## Begin
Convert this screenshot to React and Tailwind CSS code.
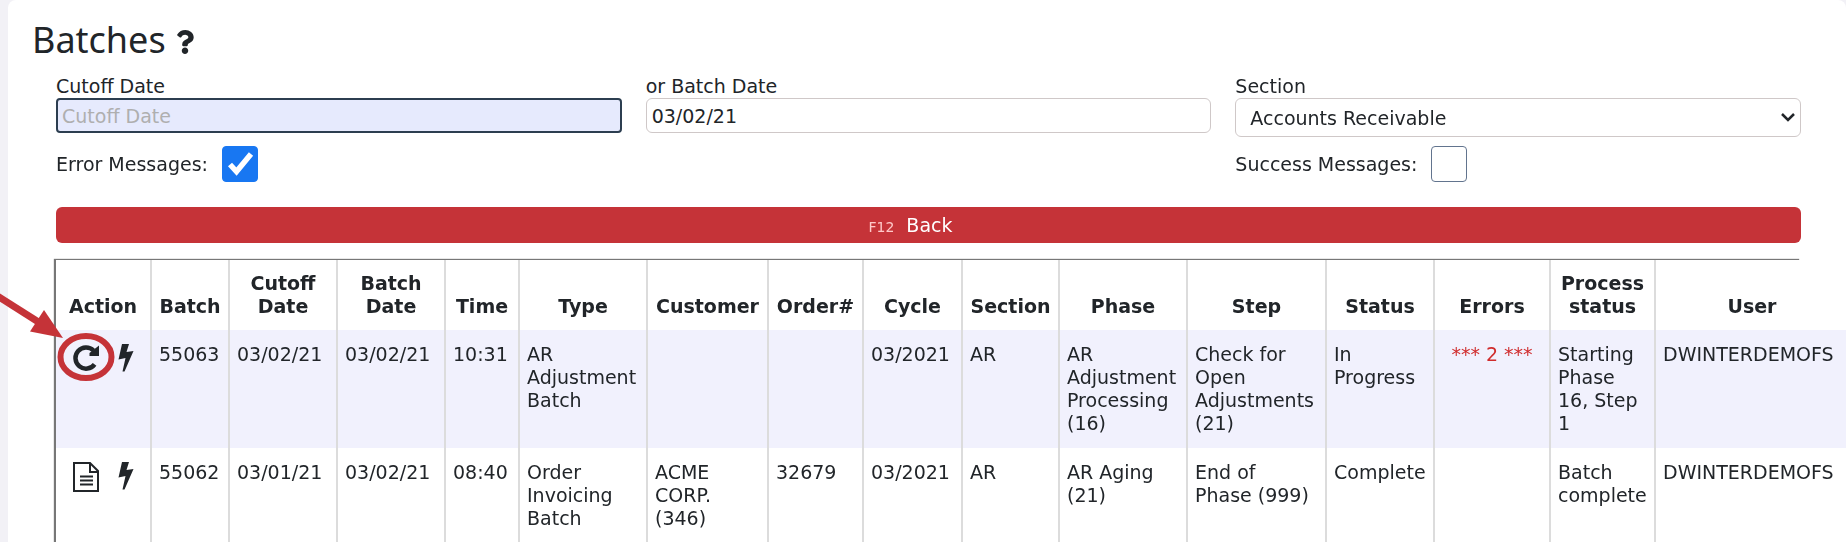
## End
## Begin
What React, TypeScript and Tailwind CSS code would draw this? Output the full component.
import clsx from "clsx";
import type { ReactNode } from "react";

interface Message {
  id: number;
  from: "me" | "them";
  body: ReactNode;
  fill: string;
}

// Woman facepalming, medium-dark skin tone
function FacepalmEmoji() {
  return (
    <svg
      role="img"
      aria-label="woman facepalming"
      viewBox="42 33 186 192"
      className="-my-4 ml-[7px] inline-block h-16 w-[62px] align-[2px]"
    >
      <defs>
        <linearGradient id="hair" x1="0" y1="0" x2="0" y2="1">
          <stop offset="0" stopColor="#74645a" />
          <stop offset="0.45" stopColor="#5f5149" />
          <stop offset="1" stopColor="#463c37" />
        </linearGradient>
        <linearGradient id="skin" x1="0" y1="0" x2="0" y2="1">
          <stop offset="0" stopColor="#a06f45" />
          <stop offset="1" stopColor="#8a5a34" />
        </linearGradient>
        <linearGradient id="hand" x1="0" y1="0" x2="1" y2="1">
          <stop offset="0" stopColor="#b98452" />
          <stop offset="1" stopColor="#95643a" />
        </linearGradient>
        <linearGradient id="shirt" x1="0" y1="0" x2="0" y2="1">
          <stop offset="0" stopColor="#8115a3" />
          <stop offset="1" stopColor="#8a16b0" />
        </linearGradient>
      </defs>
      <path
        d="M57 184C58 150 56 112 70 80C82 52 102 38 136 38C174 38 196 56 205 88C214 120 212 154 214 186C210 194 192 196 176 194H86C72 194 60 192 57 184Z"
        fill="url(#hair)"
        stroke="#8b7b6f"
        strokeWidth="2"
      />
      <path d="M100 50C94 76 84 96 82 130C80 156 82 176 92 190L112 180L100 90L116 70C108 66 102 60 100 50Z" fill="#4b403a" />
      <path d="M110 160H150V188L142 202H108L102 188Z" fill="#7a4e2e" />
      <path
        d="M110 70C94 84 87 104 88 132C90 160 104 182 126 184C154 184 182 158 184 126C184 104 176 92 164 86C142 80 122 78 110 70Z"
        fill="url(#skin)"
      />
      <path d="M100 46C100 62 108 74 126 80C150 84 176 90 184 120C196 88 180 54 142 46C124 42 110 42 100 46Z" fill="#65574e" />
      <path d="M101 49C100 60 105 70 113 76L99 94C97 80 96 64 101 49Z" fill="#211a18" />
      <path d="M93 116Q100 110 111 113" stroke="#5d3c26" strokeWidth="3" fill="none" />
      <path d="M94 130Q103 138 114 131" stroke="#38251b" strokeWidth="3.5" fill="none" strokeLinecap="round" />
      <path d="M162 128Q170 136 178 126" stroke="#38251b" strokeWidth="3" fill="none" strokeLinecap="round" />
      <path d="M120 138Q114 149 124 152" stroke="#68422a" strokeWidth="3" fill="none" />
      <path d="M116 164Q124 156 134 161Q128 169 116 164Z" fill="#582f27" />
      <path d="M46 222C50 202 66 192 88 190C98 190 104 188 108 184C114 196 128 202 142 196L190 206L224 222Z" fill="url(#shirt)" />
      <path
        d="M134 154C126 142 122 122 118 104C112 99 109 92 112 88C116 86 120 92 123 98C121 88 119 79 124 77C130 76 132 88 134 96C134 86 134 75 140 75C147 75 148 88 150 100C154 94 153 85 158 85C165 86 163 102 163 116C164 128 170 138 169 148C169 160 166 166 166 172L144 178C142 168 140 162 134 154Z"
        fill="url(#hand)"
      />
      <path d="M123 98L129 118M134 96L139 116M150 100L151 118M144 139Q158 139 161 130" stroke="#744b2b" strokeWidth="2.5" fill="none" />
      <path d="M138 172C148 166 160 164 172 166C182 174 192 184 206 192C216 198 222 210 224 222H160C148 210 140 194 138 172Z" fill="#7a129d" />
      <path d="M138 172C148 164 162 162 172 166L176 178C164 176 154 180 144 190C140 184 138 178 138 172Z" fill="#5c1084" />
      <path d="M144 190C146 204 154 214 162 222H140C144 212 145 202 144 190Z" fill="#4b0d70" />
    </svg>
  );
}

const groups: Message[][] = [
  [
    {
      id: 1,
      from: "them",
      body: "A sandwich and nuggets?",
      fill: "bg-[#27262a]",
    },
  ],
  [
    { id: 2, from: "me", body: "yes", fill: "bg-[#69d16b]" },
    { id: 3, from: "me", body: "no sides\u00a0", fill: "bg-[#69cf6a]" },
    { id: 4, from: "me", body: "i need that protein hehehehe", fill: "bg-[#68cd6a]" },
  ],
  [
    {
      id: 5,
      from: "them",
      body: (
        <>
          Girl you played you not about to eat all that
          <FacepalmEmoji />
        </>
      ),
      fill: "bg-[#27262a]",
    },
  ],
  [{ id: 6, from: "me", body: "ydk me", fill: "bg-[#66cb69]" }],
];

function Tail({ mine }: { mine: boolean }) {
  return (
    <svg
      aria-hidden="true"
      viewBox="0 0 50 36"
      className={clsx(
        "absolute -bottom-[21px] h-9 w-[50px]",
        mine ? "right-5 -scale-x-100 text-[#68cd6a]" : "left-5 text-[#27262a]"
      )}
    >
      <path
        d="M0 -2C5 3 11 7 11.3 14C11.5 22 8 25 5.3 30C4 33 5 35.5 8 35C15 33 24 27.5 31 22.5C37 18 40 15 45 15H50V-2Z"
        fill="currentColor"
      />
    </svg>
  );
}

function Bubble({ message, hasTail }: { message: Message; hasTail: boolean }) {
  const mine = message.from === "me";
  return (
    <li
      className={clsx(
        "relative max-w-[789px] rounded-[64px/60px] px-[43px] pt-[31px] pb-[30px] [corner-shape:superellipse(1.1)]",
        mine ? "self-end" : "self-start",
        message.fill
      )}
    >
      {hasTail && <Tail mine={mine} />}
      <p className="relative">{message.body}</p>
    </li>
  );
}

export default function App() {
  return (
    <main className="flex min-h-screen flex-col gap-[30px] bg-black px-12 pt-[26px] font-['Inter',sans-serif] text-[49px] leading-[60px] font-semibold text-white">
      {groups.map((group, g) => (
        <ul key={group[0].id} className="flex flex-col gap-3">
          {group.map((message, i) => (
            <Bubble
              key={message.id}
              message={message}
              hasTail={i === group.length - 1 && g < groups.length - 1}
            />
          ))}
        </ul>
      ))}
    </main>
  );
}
## End
### Exercise description
Pull out each line holding the string "this".

### Exercise solution
Convert this screenshot to React and Tailwind CSS code.
What React, TypeScript and Tailwind CSS code would draw this? Output the full component.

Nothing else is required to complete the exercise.